91768.fb2
…Выезжаю завтра… Буду после обеда».
По моим предположениям, с утра должен был появиться Шатун. Если бы он нашел мне Бурышева, я бы заставил того отдать векселя. На это у меня в столе уже лежали две заточки.
Рыбаков потерял терпение, и его сигналы ежеминутно приходили ко мне на сотовый.
В обед не выдержал и позвонил ему:
«Подъезжаю к Волгограду… Осталось восемьдесят километров… Жди…»
Вы бы слышали возглас успокоения Рыбакова.
Но что оставалось делать мне: ни Шатуна, ни Бурышева, ни миллиона.
И никак не мог сосредоточиться на разговоре с Казаковым.
Уже Казаков занервничал:
— Что шлет нам Уругвай? — спросил, заглянув в техотдел.
— Согласуют с послом… — ответил я, занятый одним: что отвечать Рыбакову.
В шесть вечера позвонил Рыбакову: «Говорит водитель Фоки… Семену Борисовичу стало дорогой плохо… Его госпитализировали… Врачи говорят — у него инфаркт», — и отключил сотовый, когда из телефона зазвучало: «В какой больнице?.. Где деньги?.. Векселя?..»
Я представлял, что творится на душе заместителя начальника отдела, но меня больше волновали мои проблемы.
Я прикидывал, сколько волгоградцы потратят времени, пока обзвонят все больницы на пути к Волгограду и разберутся.
Чтобы окончательно спутать им карты, я ночью набрал домашний номер Рыбакова.
— Он курит на кухне, — подняла трубку жена.
— Ничего, пригласите его! Это очень срочно… — заговорил через платок.
— Слушаю, — раздался хрип на другом конце провода.
— С вами говорит начальник службы безопасности концерна «СНГ-Лизинг»… К вам в Волгоград выехал наш президент Фока… Мы нигде его не можем найти… Дайте пояснение…
— Он, он, звонил, водитель… Больница… Инфаркт… — залепетал Рыбаков.
— Какая больница! Какой инфаркт! Вы похитили его… Вами займутся… Вы поплатитесь…
Я отключил телефон.
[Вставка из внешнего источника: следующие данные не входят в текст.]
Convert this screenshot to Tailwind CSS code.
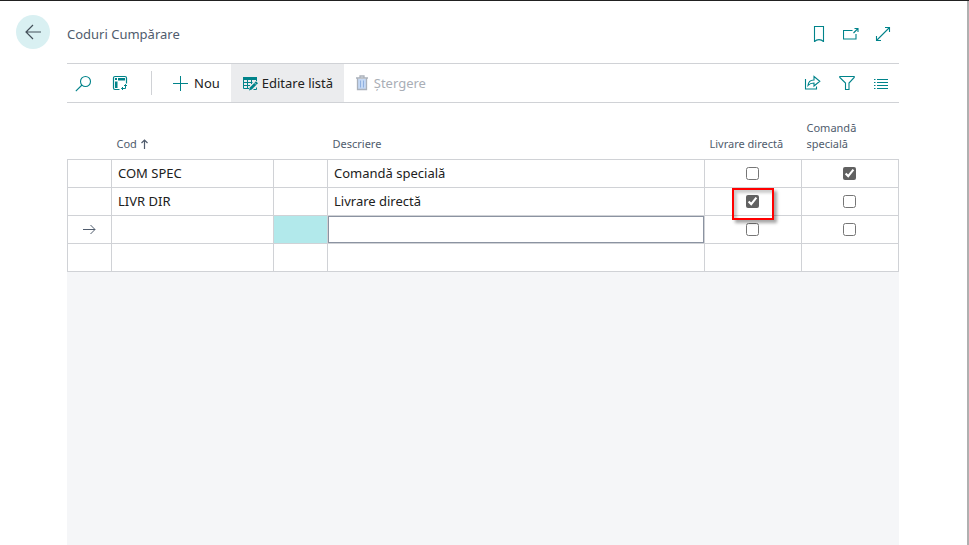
<!DOCTYPE html>
<html lang="ro">
<head>
    <meta charset="UTF-8">
    <meta name="viewport" content="width=device-width, initial-scale=1.0">
    <title>Coduri Cumpărare</title>
    <script src="https://cdn.jsdelivr.net/npm/@tailwindcss/browser@4"></script>
</head>
<body class="min-h-screen flex flex-col bg-white border-t border-[#212121] font-['Noto_Sans','Open_Sans',sans-serif] text-[13px] leading-5 text-[#212121]">
    <div class="flex-1 flex flex-col pl-4 pr-[68px] border-r-2 border-[#b0b0b0]">

        <!-- Page header -->
        <header class="flex items-center h-[62px]">
            <button type="button" aria-label="Înapoi" class="w-[34px] h-[34px] mr-[17px] rounded-full bg-[#d9f0f2] flex items-center justify-center">
                <svg class="w-4 h-4" viewBox="0 0 16 16" fill="none" stroke="#44505a" stroke-width="1.2">
                    <path d="M16 8H.8M8 1L1 8l7 7"/>
                </svg>
            </button>
            <h1 class="flex-1 pt-1 text-[#505c6d]">Coduri Cumpărare</h1>
            <div class="flex items-center gap-4 pt-1 pr-2">
                <button type="button" aria-label="Marcaj">
                    <svg class="w-4 h-4" viewBox="0 0 16 16" fill="none" stroke="#00838a" stroke-width="1.1">
                        <path d="M3.500.5h9v15c-2.500-2.500-6.500-2.500-9 0z"/>
                    </svg>
                </button>
                <button type="button" aria-label="Deschidere în fereastră nouă">
                    <svg class="w-4 h-4" viewBox="0 0 16 16" fill="none" stroke="#00838a" stroke-width="1.1">
                        <path d="M9.500 4.500h-9v8.500h12.500V8"/>
                        <path d="M10.500 7l4.500-4.500M11.500 2.500H15V6"/>
                    </svg>
                </button>
                <button type="button" aria-label="Extindere">
                    <svg class="w-4 h-4" viewBox="0 0 16 16" fill="none" stroke="#00838a" stroke-width="1.1">
                        <path d="M1.500 14.500l13-13M10 1.500h4.500V6M1.500 10v4.500H6"/>
                    </svg>
                </button>
            </div>
        </header>

        <main class="flex-1 flex flex-col ml-[51px]">
            <!-- Action bar -->
            <div class="flex items-center h-10 pl-2 pr-2.5 border-y border-[#d0d2d6]">
                <button type="button" aria-label="Căutare" class="mr-5">
                    <svg class="w-[17px] h-[17px]" viewBox="0 0 17 17" fill="none" stroke="#00838a" stroke-width="1.1">
                        <circle cx="10.500" cy="6.500" r="5"/>
                        <path d="M7 10L.8 16.200"/>
                    </svg>
                </button>
                <button type="button" aria-label="Analiză">
                    <svg class="w-4 h-4" viewBox="0 0 16 16" fill="none" stroke="#00838a">
                        <path d="M7.500 14.500H3a1.500 1.500 0 0 1-1.500-1.500V3A1.500 1.500 0 0 1 3 1.500h10A1.500 1.500 0 0 1 14.500 3v5.500" stroke-width="1.200"/>
                        <path d="M3 3h2v2H3zM6 3h7v2.500H6zM3 6.500h2.500V13H3z" fill="#00838a" stroke="none"/>
                        <path d="M13.500 9.500v4H9.500M12 11l1.500-1.500L15 11M11 12l-1.500 1.500L11 15"/>
                    </svg>
                </button>
                <div class="w-px h-6 bg-[#d0d2d6] ml-[23px] mr-2.5"></div>
                <button type="button" class="flex items-center gap-1.5 h-[38px] pl-2.5 pr-[11px]">
                    <svg class="w-4 h-4" viewBox="0 0 16 16" fill="none" stroke="#00838a">
                        <path d="M8.500 1v15M1 8.500h15"/>
                    </svg>
                    Nou
                </button>
                <button type="button" class="flex items-center gap-1 h-[38px] w-[113px] pl-3 bg-[#ebecee] whitespace-nowrap">
                    <svg class="w-[15px] h-[15px] shrink-0" viewBox="0 0 15 15" fill="none" stroke="#00838a">
                        <path d="M0 1h14v3H0z" fill="#00838a" stroke="none"/>
                        <path d="M.5 4v8.500H6M.5 6.500h9M.5 9.500h6.500M4.500 4v8.500M8.500 4v4M13.500 4v1"/>
                        <path d="M6 14.500l.8-3 6.200-6.200 2 2-6.200 6.200z" fill="#00838a" stroke="none"/>
                        <path d="M11.300 6.700l2 2" stroke="#ebecee" stroke-width=".7"/>
                        <path d="M10.500 13.500h3v-2"/>
                    </svg>
                    Editare listă
                </button>
                <button type="button" disabled class="flex items-center gap-1.5 h-[38px] pl-3 text-[#a9aeb6]">
                    <svg class="w-3 h-4" viewBox="0 0 12 16" fill="none" stroke="#aab1bb">
                        <path d="M2 4h8v10.500H2z" fill="#c5d9f5" stroke="none"/>
                        <path d="M0 3h12M4 2.500V1h4v1.500M1.500 3v11.500h9V3" stroke-width="1.300"/>
                        <path d="M4.500 5.500v7M7.500 5.500v7" stroke="#8fb0e0"/>
                    </svg>
                    Ștergere
                </button>
                <div class="flex-1"></div>
                <div class="flex items-center gap-[18px]">
                    <button type="button" aria-label="Partajare">
                        <svg class="w-[17px] h-4" viewBox="0 0 17 16" fill="none" stroke="#00838a" stroke-width="1.1">
                            <path d="M1.500 4v10h11v-2.500"/>
                            <path d="M4 10.500c.3-4 2.500-5.500 6-5.500V1.500l5.800 4.800L10 11V8C7.500 8 5.500 8.700 4 10.500z"/>
                        </svg>
                    </button>
                    <button type="button" aria-label="Filtrare">
                        <svg class="w-4 h-4" viewBox="0 0 16 16" fill="none" stroke="#00838a" stroke-width="1.1">
                            <path d="M.8 1.500h14.400v1L10 8v6.500H6.500V8L.8 2.500z"/>
                        </svg>
                    </button>
                    <button type="button" aria-label="Listă">
                        <svg class="w-4 h-4" viewBox="0 0 16 16" fill="none" stroke="#00838a">
                            <path d="M1 4.500h1.500M4 4.500h11M1 7.500h1.500M4 7.500h11M1 10.500h1.500M4 10.500h11M1 13.500h1.500M4 13.500h11"/>
                        </svg>
                    </button>
                </div>
            </div>

            <!-- List -->
            <div class="flex-1 bg-[#f5f6f8]">
                <table class="w-full table-fixed border-collapse bg-white">
                    <colgroup>
                        <col class="w-11">
                        <col class="w-[162px]">
                        <col class="w-[54px]">
                        <col>
                        <col class="w-[97px]">
                        <col class="w-[97px]">
                    </colgroup>
                    <thead>
                        <tr class="h-14 text-[11px] leading-4 text-[#505c6d] text-left align-bottom">
                            <th></th>
                            <th class="px-[5px] pb-[7px] font-normal">
                                <span class="flex items-center gap-1">Cod
                                    <svg class="w-[7px] h-[10px]" viewBox="0 0 7 10" fill="none" stroke="#505c6d" stroke-width="1.2">
                                        <path d="M3.500 10V1M.5 4l3-3 3 3"/>
                                    </svg>
                                </span>
                            </th>
                            <th></th>
                            <th class="px-[5px] pb-[7px] font-normal">Descriere</th>
                            <th id="livrare" class="px-[5px] pb-[7px] font-normal whitespace-nowrap">Livrare directă</th>
                            <th id="comanda" class="px-[5px] pb-[7px] font-normal">Comandă<br>specială</th>
                        </tr>
                    </thead>
                    <tbody>
                        <tr class="h-7">
                            <td class="border border-[#d0d2d6]"></td>
                            <td class="border border-[#d0d2d6] px-1.5">COM SPEC</td>
                            <td class="border border-[#d0d2d6]"></td>
                            <td class="border border-[#d0d2d6] px-1.5">Comandă specială</td>
                            <td class="border border-[#d0d2d6] pr-0.5"><input type="checkbox" aria-labelledby="livrare" class="block mx-auto w-[13px] h-[13px] accent-[#616161]"></td>
                            <td class="border border-[#d0d2d6] pr-0.5"><input type="checkbox" aria-labelledby="comanda" checked class="block mx-auto w-[13px] h-[13px] accent-[#616161]"></td>
                        </tr>
                        <tr class="h-7">
                            <td class="border border-[#d0d2d6]"></td>
                            <td class="border border-[#d0d2d6] px-1.5">LIVR DIR</td>
                            <td class="border border-[#d0d2d6]"></td>
                            <td class="border border-[#d0d2d6] px-1.5">Livrare directă</td>
                            <td class="border border-[#d0d2d6] pr-0.5 relative">
                                <input type="checkbox" aria-labelledby="livrare" checked class="block mx-auto w-[13px] h-[13px] accent-[#616161]">
                                <span class="absolute left-[27px] top-0 w-[42px] h-8 border-2 border-[#ff0000] shadow-[3px_3px_3px_rgba(0,0,0,0.35),inset_3px_3px_3px_rgba(0,0,0,0.2)] pointer-events-none"></span>
                            </td>
                            <td class="border border-[#d0d2d6] pr-0.5"><input type="checkbox" aria-labelledby="comanda" class="block mx-auto w-[13px] h-[13px] accent-[#616161]"></td>
                        </tr>
                        <tr class="h-7">
                            <td class="border border-[#d0d2d6]">
                                <svg class="block mx-auto w-[13px] h-[11px]" viewBox="0 0 13 11" fill="none" stroke="#505c6d">
                                    <path d="M0 5.500h12M7.500 1L12 5.500 7.500 10"/>
                                </svg>
                            </td>
                            <td class="border border-[#d0d2d6]"></td>
                            <td class="border border-[#d0d2d6] bg-[#b2e9eb]"></td>
                            <td class="border border-[#d0d2d6] p-0"><input type="text" aria-label="Descriere" class="block w-full h-[27px] px-1.5 border border-[#8b93a1] outline-none"></td>
                            <td class="border border-[#d0d2d6] pr-0.5"><input type="checkbox" aria-labelledby="livrare" class="block mx-auto w-[13px] h-[13px] accent-[#616161]"></td>
                            <td class="border border-[#d0d2d6] pr-0.5"><input type="checkbox" aria-labelledby="comanda" class="block mx-auto w-[13px] h-[13px] accent-[#616161]"></td>
                        </tr>
                        <tr class="h-7">
                            <td class="border border-[#d0d2d6]"></td>
                            <td class="border border-[#d0d2d6]"></td>
                            <td class="border border-[#d0d2d6]"></td>
                            <td class="border border-[#d0d2d6]"></td>
                            <td class="border border-[#d0d2d6]"></td>
                            <td class="border border-[#d0d2d6]"></td>
                        </tr>
                    </tbody>
                </table>
            </div>
        </main>
    </div>
</body>
</html>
Смахнул с микрофона платок.
Мне было и смешно и не до смеха.
Под утро я еще раз набрал номер Рыбакова и уже сослался на могущественную структуру:
— С вами говорят из ФСБ… — я ведь указывал свой адрес fsb. — Под нашей крышей находится концерн…
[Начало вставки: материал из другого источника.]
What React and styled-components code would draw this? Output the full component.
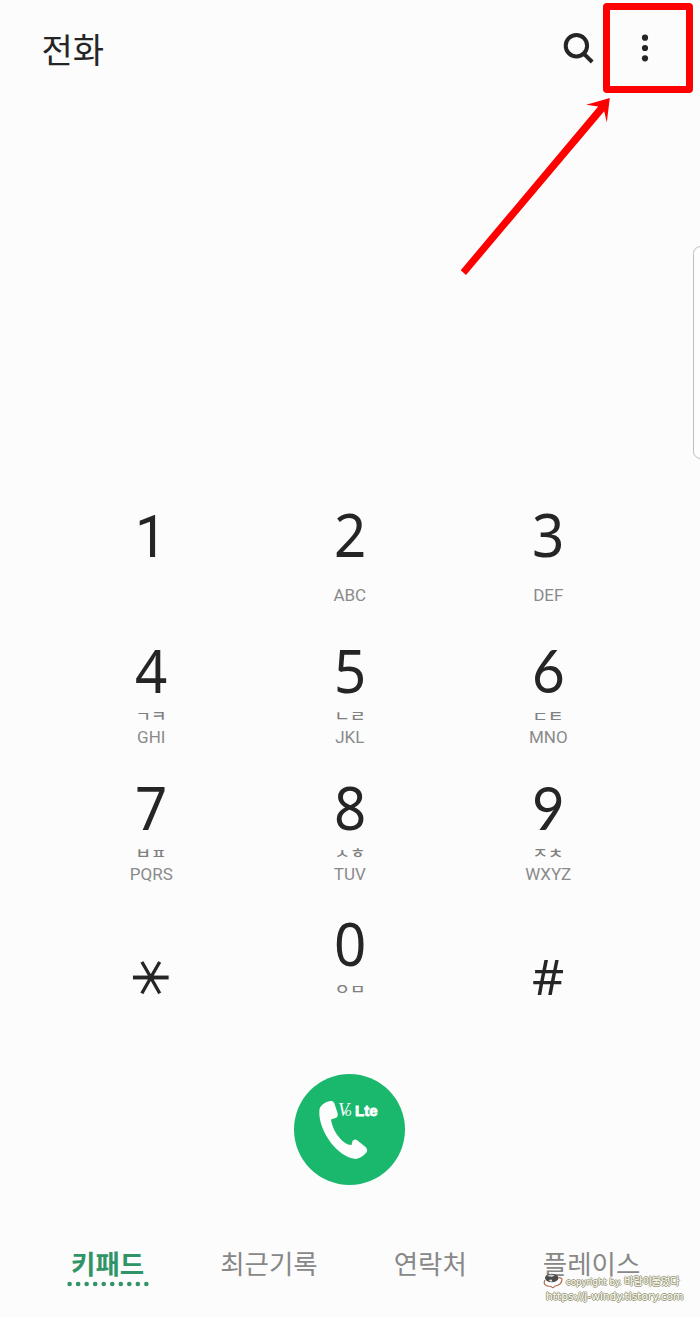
import React from "react";
import styled, { createGlobalStyle } from "styled-components";

const keys = [
  { digit: "1", font: "Roboto" },
  { digit: "2", latin: "ABC" },
  { digit: "3", latin: "DEF" },
  { digit: "4", jamo: "ㄱㅋ", latin: "GHI" },
  { digit: "5", jamo: "ㄴㄹ", latin: "JKL" },
  { digit: "6", jamo: "ㄷㅌ", latin: "MNO", font: "Lato" },
  { digit: "7", jamo: "ㅂㅍ", latin: "PQRS" },
  { digit: "8", jamo: "ㅅㅎ", latin: "TUV" },
  { digit: "9", jamo: "ㅈㅊ", latin: "WXYZ", font: "Lato" },
  { symbol: "⚹", star: true },
  { digit: "0", jamo: "ㅇㅁ" },
  { symbol: "#" },
];

const tabs = ["키패드", "최근기록", "연락처", "플레이스"];

const App = () => {
  return (
    <>
      <GlobalStyle />
      <Screen>
        <Header>
          <h1>전화</h1>
          <IconButton aria-label="search">
            <svg width="32" height="32" viewBox="0 0 32 32" fill="none">
              <circle cx="13.4" cy="13.7" r="10.7" stroke="#252525" strokeWidth="4" />
              <path d="M20.5 21.3 29.2 30" stroke="#252525" strokeWidth="4" />
            </svg>
          </IconButton>
          <MoreButton aria-label="more">
            <svg width="8" height="30" viewBox="0 0 8 30" fill="#252525">
              <circle cx="4" cy="4.7" r="3.1" />
              <circle cx="4" cy="15" r="3.1" />
              <circle cx="4" cy="25.3" r="3.1" />
            </svg>
          </MoreButton>
        </Header>
        <Arrow width="160" height="190" viewBox="455 90 160 190">
          <path
            d="M460.7 270.3 466 275 604.2 111.2 606.8 122.5 609.8 98 586.2 104.8 598.2 106.4Z"
            fill="#fe0000"
          />
        </Arrow>
        <EdgeHandle />
        <Keypad>
          {keys.map((key, index) => (
            <Key key={index}>
              {key.digit && <Digit $font={key.font}>{key.digit}</Digit>}
              {key.symbol && <Symbol $star={key.star}>{key.symbol}</Symbol>}
              {key.jamo && <Jamo>{key.jamo}</Jamo>}
              {key.latin && <Latin $alone={!key.jamo}>{key.latin}</Latin>}
            </Key>
          ))}
        </Keypad>
        <CallButton aria-label="call">
          <svg width="111" height="111" viewBox="0 0 111 111">
            <path
              d="M26 33.5Q31 26.5 37.8 27Q39.5 27.3 40.3 29.2L43.6 39Q44.2 43.5 41.5 44L37 45.5C38.5 56 45.5 66.5 54 70.5L57.5 71L58.5 67Q60 64.7 62.5 65.7L71 72.5Q74 75 72.8 78Q68 84 61.5 85C43 83 25 57 25.3 38Q25.3 35 26 33.5Z"
              fill="#fdfdfd"
            />
          </svg>
          <VoLabel>
            V<small>o</small>
          </VoLabel>
          <LteLabel>Lte</LteLabel>
        </CallButton>
        <TabBar>
          {tabs.map((tab, index) => (
            <Tab key={tab} $active={index === 0}>
              {tab}
              {index === 0 && (
                <svg width="82" height="6" viewBox="0 0 82 6" fill="#2f9468">
                  {[...Array(10)].map((_, dot) => (
                    <circle key={dot} cx={2.6 + dot * 8.53} cy="3" r="2.3" />
                  ))}
                </svg>
              )}
            </Tab>
          ))}
        </TabBar>
        <Copyright>
          <div className="line">
            <svg width="20" height="17" viewBox="0 0 20 17">
              <path
                d="M2 8Q-1 14 8 14.5Q10 17 12 14Q19 13 19 7Q15 4 14 8"
                fill="#fff"
                stroke="#b56b50"
                strokeWidth="1.2"
              />
              <ellipse cx="8.7" cy="6" rx="6.7" ry="4.2" fill="#4a4a4a" />
              <path d="M4 4 7 2.5 12 3 9 5Z" fill="#ccc" />
              <path d="M6 8 8.5 7.5 9.5 9.5 7 9.5Z" fill="#eee" />
            </svg>
            <span>
              copyright by. <b>바람이불었다</b>
            </span>
          </div>
          <p>https://j-windy.tistory.com</p>
        </Copyright>
      </Screen>
    </>
  );
};

const GlobalStyle = createGlobalStyle`
  * {
    box-sizing: border-box;
  }
  body {
    margin: 0;
    background: #fcfcfc;
  }
  button {
    padding: 0;
    border: none;
    background: none;
    font: inherit;
    color: inherit;
  }
`;

const Screen = styled.main`
  position: relative;
  display: flex;
  flex-direction: column;
  width: 700px;
  height: 1317px;
  overflow: hidden;
  background: #fcfcfc;
  color: #252525;
  font-family: "Noto Sans CJK KR", sans-serif;
`;

const Header = styled.header`
  display: flex;
  align-items: flex-start;
  height: 468px;
  padding: 3px 7px 0 41.5px;
  h1 {
    flex: 1;
    margin: 22px 0 0;
    font-size: 34px;
    font-weight: 400;
    line-height: 48px;
  }
`;

const IconButton = styled.button`
  display: flex;
  margin: 29px 8px 0 0;
`;

const MoreButton = styled.button`
  display: flex;
  align-items: center;
  justify-content: center;
  width: 90px;
  height: 90px;
  border: 7px solid #fe0000;
  border-radius: 4px;
  padding-right: 6px;
`;

const Arrow = styled.svg`
  position: absolute;
  top: 90px;
  left: 455px;
`;

const EdgeHandle = styled.div`
  position: absolute;
  top: 246px;
  right: -8px;
  width: 15px;
  height: 213px;
  border: 1px solid #bdbdbd;
  border-radius: 10px;
  background: #fdfdfd;
`;

const Keypad = styled.section`
  display: grid;
  grid-template-columns: repeat(3, 198.5px);
  grid-auto-rows: 136.4px;
  height: 577px;
  margin-left: 52px;
  padding-top: 30px;
`;

const Key = styled.button`
  display: flex;
  flex-direction: column;
  align-items: center;
`;

const Digit = styled.span`
  height: 72px;
  font-family: ${(props) => props.$font || '"Noto Sans"'}, sans-serif;
  font-size: 60px;
  line-height: ${(props) => (props.$font === "Roboto" ? "78px" : "72px")};
  transform: scaleX(0.94);
`;

const Symbol = styled.span`
  margin-top: ${(props) => (props.$star ? "32px" : "36px")};
  font-family: ${(props) => (props.$star ? '"DejaVu Sans"' : '"Noto Sans"')},
    sans-serif;
  font-size: ${(props) => (props.$star ? "66px" : "50px")};
  line-height: 66px;
  -webkit-text-stroke: ${(props) => (props.$star ? "1.2px #fcfcfc" : "0")};
`;

const Jamo = styled.span`
  height: 20px;
  color: #808080;
  font-size: 14px;
  font-weight: 500;
  line-height: 18px;
  transform: scale(1.2, 0.95);
`;

const Latin = styled.span`
  margin-top: ${(props) => (props.$alone ? "14px" : "0")};
  color: #8a8a8a;
  font-family: Roboto, sans-serif;
  font-size: 17px;
  line-height: 22px;
`;

const CallButton = styled.button`
  position: relative;
  align-self: center;
  width: 111px;
  height: 111px;
  margin: 29px 1px 0 0;
  border-radius: 50%;
  background: #19b86c;
  color: #fdfdfd;
  svg {
    display: block;
  }
`;

const VoLabel = styled.span`
  position: absolute;
  top: 26px;
  left: 44px;
  font-family: "Liberation Serif", serif;
  font-size: 18px;
  font-style: italic;
  line-height: 20px;
  small {
    margin-left: -4px;
    font-size: 13px;
  }
`;

const LteLabel = styled.span`
  position: absolute;
  top: 27px;
  left: 61px;
  font-family: "Liberation Sans", sans-serif;
  font-size: 15px;
  font-weight: 700;
  line-height: 20px;
  -webkit-text-stroke: 0.8px #fdfdfd;
`;

const TabBar = styled.nav`
  display: grid;
  grid-template-columns: repeat(4, 161.3px);
  margin: 59px 0 0 27px;
`;

const Tab = styled.button`
  display: flex;
  flex-direction: column;
  align-items: center;
  color: ${(props) => (props.$active ? "#2f9468" : "#888")};
  font-size: 26.5px;
  font-weight: ${(props) => (props.$active ? "700" : "400")};
  line-height: 37px;
`;

const Copyright = styled.footer`
  position: absolute;
  top: 1272px;
  left: 543px;
  color: #fffff0;
  font-family: "DejaVu Sans", "Noto Sans CJK KR", sans-serif;
  font-size: 10.7px;
  white-space: nowrap;
  text-shadow: 0 1px #9a9a7e, 1px 0 #9a9a7e, 0 -1px #9a9a7e, -1px 0 #9a9a7e;
  .line {
    display: flex;
    align-items: center;
    gap: 3px;
    height: 17px;
    font-size: 8.6px;
  }
  b {
    font-size: 10px;
    font-weight: 400;
  }
  p {
    margin: 0 0 0 3px;
    line-height: 16px;
  }
`;

export default App;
Как повел себя Рыбаков после такого, мне трудно предположить. Может, забился под стол, спрятался в тростниках на берегу Волги, залег на дно в самой глухой деревне, а может, отправил семью к родственникам и сам бросился в бега. Кто это знает.
Меня повергло в нокаут известие, в миг облетевшее колонию:
— Новый начальник… Полигрова забрали в столицу…
«Выцыганил должностенку», — чуть не скрутило меня.
Я упускал время, отбиваясь от Рыбакова. А мой основной вопрос повисал в воздухе.
Метнулся к Казакову:
— Пока вы начальник… Дайте команду выпустить меня в отпуск… Я вам… — вытащил пачку векселей. — Там пятьсот тысяч!
Я знал, что волевым решением Казакова меня могли выпустить из зоны.
— Это что, кредит из Уругвая? — не поняв, о чем идет речь, спросил Казаков.
— Да, из Уругвая… — поперхнулся я.
— Хорошо, — протянул Казаков.
— Отпустите в отпуск! — закричал я.
— Э, не… Я отпуск на себя не возьму! Это начальник…
— Но вы же еще исполняете его обязанности!
— Если бы, — подполковник показал бумажку с телетайпа.
— У-у-у, — провыл я, выбегая с пачкой из кабинета.
— Оприходуйте кредит в бухгалтерии! — раздался мне вслед голос подполковника.
— Еще чего…
Я успел сунуть пакет под линолеум в техотделе, когда за мной прибежали опера. Но ни просьбы отдать векселя по-хорошему, ни угрозы размазать меня по стене, ни сгноить в штрафном изоляторе не сломили меня: ценные бумаги я не отдал. Не помогла им даже собака, которая не унюхала пакет — я туда предусмотрительно сунул щепотку табака.
В колонии целую неделю продолжался шмон. Перевернули все кровати, обыскали все станки в цехах, столы в заводоуправлении, залезли в вытяжные трубы в столовой, разобрали до винтика компьютер, отдирали даже обивку со стульев, но тщетно.
А меня перевели в казарму.
Однажды за мной пришли, дали пять минут на сборы, провели мимо окон техотдела, где хранился пакет с векселями. Я мысленно простился с ценными бумагами:
— Ждите меня, голубки!
Меня не покидала надежда вернуть их себе.